- **EXERCISE DIRECTIONS**: List each line in which the string "inline" appears.

═════ RAW DATA

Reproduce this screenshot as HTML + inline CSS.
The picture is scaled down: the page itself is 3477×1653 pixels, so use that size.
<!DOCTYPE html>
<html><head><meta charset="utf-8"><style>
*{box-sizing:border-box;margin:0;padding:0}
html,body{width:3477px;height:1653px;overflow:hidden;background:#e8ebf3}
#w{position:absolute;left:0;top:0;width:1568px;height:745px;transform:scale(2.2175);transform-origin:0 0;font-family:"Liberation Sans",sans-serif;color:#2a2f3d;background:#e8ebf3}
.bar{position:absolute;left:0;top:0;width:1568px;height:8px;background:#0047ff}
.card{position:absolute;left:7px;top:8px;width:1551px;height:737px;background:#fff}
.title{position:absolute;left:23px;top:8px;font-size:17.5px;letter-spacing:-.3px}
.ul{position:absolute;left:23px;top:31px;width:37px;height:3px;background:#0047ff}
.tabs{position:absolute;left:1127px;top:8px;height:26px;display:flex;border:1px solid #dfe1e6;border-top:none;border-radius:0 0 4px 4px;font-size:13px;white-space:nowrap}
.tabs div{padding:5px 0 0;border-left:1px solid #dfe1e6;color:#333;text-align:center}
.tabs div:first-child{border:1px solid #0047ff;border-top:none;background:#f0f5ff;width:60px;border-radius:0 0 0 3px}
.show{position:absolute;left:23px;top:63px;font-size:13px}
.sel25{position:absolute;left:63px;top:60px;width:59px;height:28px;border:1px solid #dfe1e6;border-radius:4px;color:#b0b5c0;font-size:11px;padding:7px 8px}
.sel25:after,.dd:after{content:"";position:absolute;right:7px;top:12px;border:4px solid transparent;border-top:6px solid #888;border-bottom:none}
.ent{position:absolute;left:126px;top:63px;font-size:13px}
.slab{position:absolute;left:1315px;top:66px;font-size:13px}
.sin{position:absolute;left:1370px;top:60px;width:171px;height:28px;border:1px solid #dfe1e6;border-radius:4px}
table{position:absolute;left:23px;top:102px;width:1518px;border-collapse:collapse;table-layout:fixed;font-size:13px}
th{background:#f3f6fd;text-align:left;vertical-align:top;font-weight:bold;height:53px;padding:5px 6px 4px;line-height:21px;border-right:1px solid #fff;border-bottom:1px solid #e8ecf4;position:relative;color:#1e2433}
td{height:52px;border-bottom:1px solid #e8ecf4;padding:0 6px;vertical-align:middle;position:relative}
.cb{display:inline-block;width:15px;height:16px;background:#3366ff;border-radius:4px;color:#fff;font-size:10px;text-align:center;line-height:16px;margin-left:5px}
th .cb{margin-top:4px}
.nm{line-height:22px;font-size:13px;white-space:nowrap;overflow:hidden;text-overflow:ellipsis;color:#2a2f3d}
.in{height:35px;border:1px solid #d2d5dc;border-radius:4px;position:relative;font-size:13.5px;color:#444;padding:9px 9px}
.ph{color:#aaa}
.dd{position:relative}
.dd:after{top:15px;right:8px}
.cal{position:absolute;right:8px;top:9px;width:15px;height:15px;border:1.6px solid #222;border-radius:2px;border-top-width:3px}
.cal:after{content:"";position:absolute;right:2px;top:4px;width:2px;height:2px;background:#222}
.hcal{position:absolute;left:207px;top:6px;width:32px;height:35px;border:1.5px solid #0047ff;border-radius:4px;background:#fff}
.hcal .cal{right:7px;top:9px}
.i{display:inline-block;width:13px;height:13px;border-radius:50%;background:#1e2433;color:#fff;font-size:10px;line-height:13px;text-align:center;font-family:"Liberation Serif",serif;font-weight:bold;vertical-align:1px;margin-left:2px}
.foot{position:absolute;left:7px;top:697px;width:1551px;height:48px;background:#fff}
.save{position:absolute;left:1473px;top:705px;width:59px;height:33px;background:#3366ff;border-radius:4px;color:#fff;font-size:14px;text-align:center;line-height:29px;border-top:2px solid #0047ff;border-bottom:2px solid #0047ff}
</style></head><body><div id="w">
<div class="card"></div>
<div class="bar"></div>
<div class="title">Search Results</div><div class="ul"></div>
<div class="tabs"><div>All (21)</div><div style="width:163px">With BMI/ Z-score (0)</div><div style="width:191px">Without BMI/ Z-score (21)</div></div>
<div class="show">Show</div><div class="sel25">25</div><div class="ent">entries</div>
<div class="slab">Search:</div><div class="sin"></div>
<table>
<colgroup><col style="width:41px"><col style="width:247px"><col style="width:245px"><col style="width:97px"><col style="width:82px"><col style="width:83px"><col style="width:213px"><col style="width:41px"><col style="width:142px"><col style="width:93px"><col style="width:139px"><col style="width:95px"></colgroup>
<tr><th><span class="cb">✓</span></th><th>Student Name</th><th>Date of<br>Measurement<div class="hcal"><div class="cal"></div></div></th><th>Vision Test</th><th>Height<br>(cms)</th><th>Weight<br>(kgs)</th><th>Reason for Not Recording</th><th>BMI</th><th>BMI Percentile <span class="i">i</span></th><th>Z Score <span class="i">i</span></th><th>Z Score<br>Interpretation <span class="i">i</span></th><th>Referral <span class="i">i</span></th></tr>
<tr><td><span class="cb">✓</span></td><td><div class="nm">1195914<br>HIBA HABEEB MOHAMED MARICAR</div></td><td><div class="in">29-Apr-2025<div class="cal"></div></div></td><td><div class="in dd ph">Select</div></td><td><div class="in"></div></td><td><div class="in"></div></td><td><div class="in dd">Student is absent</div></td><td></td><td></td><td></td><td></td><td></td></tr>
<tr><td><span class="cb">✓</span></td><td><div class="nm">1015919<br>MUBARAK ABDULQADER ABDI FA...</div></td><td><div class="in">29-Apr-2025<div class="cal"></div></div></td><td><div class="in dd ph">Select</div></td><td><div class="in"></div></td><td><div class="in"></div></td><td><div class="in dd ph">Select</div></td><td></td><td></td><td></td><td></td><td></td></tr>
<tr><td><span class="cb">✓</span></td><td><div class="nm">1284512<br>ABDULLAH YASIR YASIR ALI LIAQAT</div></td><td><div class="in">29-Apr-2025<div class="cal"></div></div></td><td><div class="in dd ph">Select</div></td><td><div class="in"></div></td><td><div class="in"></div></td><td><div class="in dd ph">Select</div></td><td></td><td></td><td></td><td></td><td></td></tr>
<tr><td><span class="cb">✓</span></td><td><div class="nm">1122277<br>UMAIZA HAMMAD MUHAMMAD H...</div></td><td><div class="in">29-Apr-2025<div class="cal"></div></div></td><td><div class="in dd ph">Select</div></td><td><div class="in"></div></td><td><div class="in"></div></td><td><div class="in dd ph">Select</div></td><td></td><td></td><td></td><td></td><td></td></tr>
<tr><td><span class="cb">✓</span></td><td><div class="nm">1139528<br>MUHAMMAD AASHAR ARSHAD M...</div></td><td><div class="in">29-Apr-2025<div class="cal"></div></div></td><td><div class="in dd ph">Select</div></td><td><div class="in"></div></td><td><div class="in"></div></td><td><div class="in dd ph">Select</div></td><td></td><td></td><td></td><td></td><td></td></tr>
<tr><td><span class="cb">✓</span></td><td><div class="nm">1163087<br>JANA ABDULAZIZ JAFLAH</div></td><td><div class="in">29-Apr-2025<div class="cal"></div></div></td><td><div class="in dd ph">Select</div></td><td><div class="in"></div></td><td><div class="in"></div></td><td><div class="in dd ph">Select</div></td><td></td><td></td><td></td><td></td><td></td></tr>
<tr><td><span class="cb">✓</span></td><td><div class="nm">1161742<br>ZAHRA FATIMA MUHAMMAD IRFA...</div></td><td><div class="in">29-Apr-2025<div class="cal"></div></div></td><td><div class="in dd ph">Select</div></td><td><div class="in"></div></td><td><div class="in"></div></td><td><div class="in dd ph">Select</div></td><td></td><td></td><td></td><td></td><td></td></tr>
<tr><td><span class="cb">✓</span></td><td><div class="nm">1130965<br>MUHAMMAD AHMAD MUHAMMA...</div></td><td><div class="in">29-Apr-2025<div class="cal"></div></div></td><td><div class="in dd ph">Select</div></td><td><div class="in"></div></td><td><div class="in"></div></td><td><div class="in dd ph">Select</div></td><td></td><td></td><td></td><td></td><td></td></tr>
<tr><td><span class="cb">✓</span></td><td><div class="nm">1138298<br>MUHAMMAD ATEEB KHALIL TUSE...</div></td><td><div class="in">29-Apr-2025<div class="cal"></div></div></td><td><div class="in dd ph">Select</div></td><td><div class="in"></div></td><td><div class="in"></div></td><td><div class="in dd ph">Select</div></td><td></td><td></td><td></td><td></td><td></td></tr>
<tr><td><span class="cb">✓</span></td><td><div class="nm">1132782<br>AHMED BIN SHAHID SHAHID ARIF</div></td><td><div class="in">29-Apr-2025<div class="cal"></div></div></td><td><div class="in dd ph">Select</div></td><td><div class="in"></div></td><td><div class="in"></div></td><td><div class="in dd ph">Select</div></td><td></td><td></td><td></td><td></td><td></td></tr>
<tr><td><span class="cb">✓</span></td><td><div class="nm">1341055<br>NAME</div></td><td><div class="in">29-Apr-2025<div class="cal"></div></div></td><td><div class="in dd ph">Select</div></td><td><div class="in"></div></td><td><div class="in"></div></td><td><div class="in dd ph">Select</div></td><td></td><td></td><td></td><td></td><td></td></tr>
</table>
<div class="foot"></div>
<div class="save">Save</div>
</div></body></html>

══════════

- **FINAL ANSWER**:
Reproduce this screenshot as HTML + inline CSS.
.cb{display:inline-block;width:15px;height:16px;background:#3366ff;border-radius:4px;color:#fff;font-size:10px;text-align:center;line-height:16px;margin-left:5px}
.i{display:inline-block;width:13px;height:13px;border-radius:50%;background:#1e2433;color:#fff;font-size:10px;line-height:13px;text-align:center;font-family:"Liberation Serif",serif;font-weight:bold;vertical-align:1px;margin-left:2px}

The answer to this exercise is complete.